EXERCISE:
Please find all lines in the data that hold the string "this" and copy them.

Code that builds pages:
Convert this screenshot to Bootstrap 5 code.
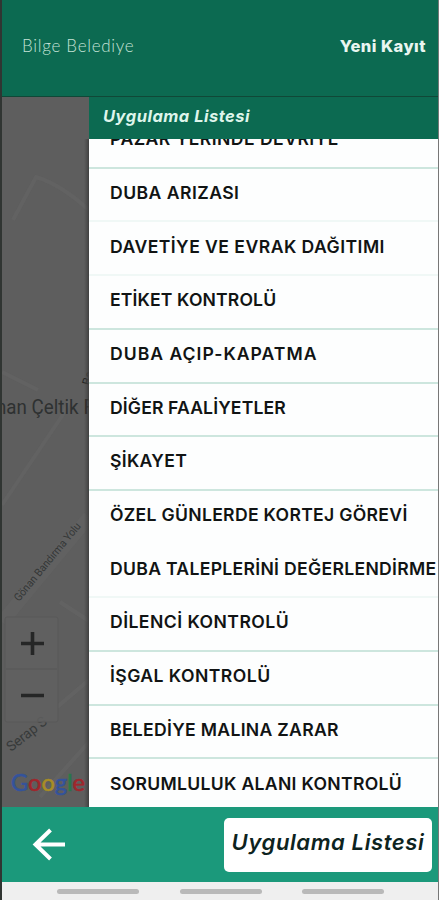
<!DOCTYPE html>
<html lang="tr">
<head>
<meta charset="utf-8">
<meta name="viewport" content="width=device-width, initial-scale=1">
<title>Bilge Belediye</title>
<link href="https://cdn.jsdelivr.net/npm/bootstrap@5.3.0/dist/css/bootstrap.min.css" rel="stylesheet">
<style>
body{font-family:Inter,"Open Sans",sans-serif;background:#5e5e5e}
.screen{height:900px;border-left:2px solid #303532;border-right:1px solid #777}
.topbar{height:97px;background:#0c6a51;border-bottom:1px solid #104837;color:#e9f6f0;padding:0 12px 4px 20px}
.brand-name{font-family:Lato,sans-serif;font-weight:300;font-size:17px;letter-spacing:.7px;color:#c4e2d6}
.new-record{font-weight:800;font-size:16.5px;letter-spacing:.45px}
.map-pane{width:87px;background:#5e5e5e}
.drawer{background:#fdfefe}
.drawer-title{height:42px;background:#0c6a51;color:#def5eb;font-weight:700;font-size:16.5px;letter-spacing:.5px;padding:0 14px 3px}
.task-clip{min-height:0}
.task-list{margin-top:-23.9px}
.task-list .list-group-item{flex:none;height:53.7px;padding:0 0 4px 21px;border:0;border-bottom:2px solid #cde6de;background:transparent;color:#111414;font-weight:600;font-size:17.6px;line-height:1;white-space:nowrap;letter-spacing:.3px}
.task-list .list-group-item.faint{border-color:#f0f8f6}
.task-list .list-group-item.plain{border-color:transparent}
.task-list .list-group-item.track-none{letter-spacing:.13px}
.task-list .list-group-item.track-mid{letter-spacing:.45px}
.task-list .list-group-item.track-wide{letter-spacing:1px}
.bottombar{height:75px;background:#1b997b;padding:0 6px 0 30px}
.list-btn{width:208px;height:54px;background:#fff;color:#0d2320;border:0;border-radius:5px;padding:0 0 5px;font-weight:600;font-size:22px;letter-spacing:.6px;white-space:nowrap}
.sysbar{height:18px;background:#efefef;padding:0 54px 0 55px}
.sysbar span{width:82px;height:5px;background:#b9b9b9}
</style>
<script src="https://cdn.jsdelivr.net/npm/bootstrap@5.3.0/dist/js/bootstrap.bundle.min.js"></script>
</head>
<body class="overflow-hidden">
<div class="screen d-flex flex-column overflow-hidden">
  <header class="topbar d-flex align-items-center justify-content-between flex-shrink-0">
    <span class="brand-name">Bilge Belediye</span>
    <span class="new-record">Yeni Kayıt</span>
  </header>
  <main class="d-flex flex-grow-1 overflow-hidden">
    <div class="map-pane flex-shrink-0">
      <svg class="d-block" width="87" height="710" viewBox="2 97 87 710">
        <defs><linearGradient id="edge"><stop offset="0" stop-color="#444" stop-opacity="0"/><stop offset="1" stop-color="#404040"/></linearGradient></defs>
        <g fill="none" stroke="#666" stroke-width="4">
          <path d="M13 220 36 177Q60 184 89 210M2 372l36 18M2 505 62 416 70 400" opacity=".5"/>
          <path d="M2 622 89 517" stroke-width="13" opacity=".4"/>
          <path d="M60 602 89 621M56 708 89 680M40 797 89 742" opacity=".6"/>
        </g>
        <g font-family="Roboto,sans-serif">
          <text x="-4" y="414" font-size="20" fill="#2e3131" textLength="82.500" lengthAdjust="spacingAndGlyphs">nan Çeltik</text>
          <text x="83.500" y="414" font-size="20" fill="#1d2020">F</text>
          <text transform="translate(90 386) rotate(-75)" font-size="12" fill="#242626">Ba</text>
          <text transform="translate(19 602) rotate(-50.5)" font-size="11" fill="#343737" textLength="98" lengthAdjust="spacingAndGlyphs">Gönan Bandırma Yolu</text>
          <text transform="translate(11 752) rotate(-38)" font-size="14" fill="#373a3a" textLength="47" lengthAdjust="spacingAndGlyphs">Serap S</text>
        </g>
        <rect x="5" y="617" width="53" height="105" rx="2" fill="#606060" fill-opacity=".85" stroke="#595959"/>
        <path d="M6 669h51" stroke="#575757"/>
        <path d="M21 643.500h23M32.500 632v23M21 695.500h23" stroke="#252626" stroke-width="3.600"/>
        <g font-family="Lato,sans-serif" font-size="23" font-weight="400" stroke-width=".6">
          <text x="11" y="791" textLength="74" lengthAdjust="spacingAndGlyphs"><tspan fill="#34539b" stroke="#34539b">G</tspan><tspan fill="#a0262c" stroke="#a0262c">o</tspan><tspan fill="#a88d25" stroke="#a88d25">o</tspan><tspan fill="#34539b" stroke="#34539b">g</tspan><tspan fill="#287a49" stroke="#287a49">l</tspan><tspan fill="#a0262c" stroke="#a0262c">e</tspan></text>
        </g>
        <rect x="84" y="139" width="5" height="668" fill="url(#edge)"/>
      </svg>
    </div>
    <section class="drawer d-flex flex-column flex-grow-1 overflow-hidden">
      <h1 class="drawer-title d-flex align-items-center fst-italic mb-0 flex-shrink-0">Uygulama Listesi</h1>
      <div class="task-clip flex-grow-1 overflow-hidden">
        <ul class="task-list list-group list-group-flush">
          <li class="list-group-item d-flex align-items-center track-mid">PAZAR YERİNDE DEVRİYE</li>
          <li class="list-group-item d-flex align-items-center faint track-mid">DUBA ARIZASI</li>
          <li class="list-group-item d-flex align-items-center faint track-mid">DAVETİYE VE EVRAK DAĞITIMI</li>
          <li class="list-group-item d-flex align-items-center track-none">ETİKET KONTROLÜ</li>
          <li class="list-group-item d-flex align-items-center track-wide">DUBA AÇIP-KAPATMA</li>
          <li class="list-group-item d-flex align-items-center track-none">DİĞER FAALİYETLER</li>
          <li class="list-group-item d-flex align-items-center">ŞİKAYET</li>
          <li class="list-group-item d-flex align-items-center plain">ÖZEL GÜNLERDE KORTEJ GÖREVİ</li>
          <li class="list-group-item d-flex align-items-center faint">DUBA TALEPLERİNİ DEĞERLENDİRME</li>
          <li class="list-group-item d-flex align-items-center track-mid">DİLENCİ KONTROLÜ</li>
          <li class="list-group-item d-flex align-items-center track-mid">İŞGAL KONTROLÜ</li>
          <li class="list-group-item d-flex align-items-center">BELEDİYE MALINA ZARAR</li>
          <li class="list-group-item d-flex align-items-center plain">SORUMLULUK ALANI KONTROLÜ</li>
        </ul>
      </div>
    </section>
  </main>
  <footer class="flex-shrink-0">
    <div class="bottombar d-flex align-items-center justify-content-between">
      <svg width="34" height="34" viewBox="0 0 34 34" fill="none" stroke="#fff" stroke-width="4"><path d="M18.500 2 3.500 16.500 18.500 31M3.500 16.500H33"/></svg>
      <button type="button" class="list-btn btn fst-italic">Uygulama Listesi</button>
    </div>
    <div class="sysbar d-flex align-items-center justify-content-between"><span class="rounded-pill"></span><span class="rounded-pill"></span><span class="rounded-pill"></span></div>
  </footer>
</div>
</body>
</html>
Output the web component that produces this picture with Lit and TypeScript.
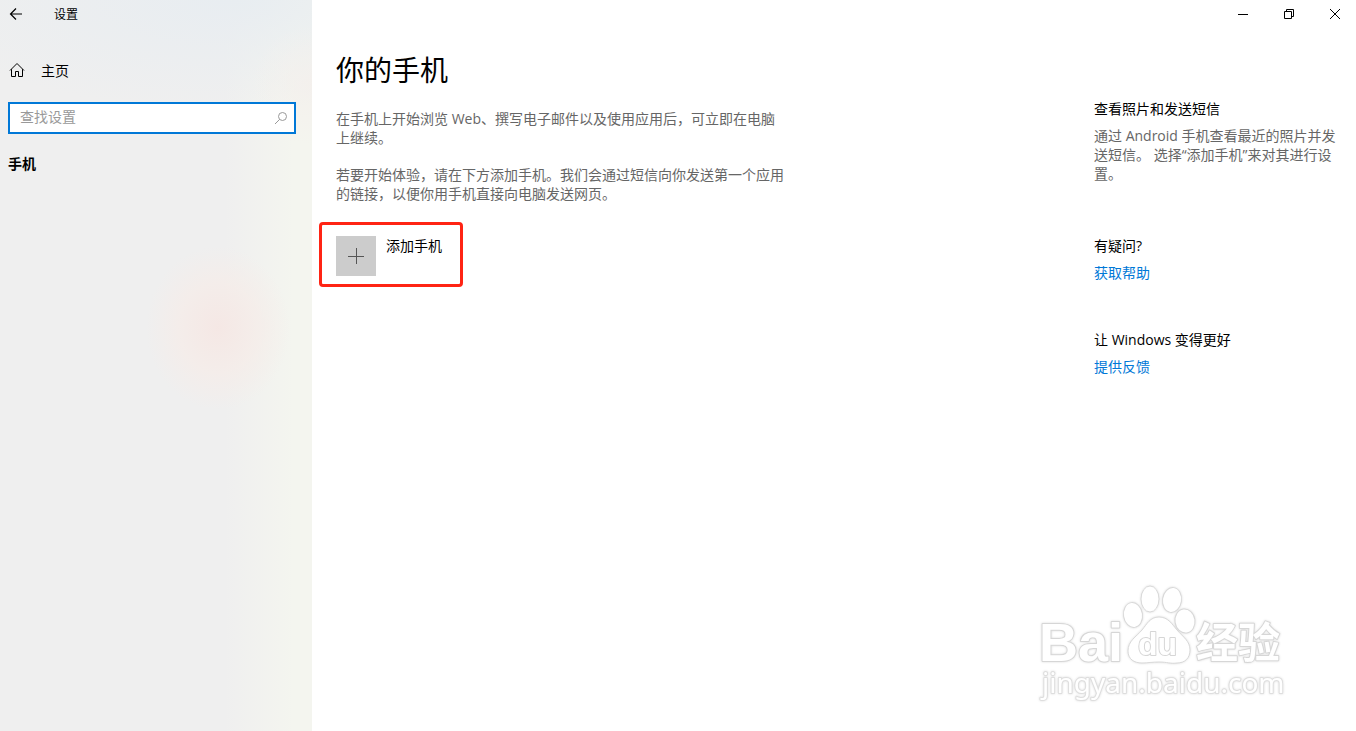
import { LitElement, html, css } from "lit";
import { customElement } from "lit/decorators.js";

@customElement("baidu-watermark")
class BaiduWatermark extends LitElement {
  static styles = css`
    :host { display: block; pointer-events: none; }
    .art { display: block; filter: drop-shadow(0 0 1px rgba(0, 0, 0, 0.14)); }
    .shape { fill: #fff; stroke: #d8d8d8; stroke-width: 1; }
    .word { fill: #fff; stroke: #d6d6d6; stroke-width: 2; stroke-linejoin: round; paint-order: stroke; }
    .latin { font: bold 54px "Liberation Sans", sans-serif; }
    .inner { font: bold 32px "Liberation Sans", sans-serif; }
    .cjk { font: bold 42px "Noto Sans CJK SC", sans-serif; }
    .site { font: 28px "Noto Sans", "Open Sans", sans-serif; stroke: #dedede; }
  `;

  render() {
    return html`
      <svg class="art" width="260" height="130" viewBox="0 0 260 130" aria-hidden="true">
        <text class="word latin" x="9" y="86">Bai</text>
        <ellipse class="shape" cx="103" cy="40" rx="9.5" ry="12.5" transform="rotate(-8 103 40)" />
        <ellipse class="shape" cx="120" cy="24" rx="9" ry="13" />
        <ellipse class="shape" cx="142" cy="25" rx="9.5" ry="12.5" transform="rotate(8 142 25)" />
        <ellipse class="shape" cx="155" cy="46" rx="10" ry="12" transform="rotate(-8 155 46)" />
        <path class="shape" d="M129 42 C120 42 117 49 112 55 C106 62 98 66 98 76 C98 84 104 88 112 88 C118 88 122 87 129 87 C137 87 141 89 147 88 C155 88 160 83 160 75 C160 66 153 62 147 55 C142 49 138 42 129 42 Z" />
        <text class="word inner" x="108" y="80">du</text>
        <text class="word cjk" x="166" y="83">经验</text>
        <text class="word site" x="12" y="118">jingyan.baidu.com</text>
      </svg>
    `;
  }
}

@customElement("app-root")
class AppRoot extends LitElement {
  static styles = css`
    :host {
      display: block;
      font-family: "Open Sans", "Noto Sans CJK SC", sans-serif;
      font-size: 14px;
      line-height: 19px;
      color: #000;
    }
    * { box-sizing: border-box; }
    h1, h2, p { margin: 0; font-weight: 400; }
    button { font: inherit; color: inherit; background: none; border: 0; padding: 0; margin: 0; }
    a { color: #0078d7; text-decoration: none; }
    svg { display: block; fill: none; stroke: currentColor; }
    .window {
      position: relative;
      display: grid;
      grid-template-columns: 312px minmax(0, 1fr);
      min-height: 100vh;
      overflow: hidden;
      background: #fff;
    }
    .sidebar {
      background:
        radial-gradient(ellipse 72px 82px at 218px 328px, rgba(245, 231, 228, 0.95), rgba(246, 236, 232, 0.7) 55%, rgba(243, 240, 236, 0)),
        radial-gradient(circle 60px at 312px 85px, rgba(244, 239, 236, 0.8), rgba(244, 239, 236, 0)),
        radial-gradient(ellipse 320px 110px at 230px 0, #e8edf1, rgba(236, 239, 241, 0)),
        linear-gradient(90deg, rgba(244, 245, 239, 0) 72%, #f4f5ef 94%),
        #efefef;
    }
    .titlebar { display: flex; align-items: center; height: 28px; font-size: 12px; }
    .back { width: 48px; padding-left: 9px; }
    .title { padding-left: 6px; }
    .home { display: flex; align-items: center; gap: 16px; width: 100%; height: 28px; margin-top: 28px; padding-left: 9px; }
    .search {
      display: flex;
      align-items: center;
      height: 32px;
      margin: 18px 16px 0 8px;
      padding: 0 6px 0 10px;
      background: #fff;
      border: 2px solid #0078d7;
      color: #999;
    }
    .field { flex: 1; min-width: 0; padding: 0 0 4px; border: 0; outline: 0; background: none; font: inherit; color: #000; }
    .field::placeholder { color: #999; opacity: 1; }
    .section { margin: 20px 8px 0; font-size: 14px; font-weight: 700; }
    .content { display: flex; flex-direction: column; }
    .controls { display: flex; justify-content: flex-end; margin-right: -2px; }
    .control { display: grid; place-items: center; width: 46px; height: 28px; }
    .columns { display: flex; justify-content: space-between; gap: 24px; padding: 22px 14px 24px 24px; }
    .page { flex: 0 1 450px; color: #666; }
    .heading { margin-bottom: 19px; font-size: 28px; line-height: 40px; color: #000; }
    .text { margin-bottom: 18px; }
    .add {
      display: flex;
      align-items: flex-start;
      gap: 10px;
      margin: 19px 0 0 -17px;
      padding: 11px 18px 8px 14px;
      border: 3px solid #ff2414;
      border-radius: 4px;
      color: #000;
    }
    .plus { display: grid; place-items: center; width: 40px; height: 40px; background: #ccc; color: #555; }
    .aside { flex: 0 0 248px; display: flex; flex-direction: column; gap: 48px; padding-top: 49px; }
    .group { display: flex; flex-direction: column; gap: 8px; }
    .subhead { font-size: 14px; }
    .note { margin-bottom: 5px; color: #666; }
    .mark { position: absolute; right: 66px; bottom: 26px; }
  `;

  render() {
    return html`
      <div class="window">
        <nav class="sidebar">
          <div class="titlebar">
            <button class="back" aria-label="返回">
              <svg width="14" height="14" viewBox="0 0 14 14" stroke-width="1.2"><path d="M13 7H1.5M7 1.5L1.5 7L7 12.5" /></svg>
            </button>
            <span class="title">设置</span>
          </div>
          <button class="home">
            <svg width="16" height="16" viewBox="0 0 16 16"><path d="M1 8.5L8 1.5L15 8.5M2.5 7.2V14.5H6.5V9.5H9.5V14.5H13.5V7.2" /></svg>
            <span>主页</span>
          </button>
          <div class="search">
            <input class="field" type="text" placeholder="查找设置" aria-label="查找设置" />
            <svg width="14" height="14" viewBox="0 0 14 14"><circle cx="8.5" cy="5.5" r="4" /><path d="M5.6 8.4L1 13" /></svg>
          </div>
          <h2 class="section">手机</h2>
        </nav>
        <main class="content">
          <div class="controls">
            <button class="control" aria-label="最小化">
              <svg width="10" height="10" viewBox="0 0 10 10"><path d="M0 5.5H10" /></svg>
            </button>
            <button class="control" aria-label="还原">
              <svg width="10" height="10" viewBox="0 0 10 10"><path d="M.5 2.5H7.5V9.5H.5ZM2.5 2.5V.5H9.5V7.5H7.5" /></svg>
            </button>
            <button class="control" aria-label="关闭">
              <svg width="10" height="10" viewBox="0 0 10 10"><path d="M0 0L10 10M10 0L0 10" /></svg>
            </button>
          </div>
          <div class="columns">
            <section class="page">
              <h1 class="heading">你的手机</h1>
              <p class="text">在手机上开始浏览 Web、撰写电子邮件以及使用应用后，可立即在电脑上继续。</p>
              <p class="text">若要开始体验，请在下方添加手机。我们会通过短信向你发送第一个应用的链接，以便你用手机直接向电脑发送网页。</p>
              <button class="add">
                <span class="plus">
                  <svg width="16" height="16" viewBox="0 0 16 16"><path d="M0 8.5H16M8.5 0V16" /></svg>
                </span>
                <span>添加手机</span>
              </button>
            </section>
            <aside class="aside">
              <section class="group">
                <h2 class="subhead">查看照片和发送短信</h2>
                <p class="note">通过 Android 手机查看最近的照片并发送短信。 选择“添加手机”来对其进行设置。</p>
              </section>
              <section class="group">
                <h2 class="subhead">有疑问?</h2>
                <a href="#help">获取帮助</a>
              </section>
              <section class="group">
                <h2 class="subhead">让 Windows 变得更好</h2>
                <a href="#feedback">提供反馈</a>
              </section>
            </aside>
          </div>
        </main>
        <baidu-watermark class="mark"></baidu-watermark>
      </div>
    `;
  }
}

EXERCISE OUTPUT:
Convert this screenshot to Bootstrap 5 code.
Output the web component that produces this picture with Lit and TypeScript.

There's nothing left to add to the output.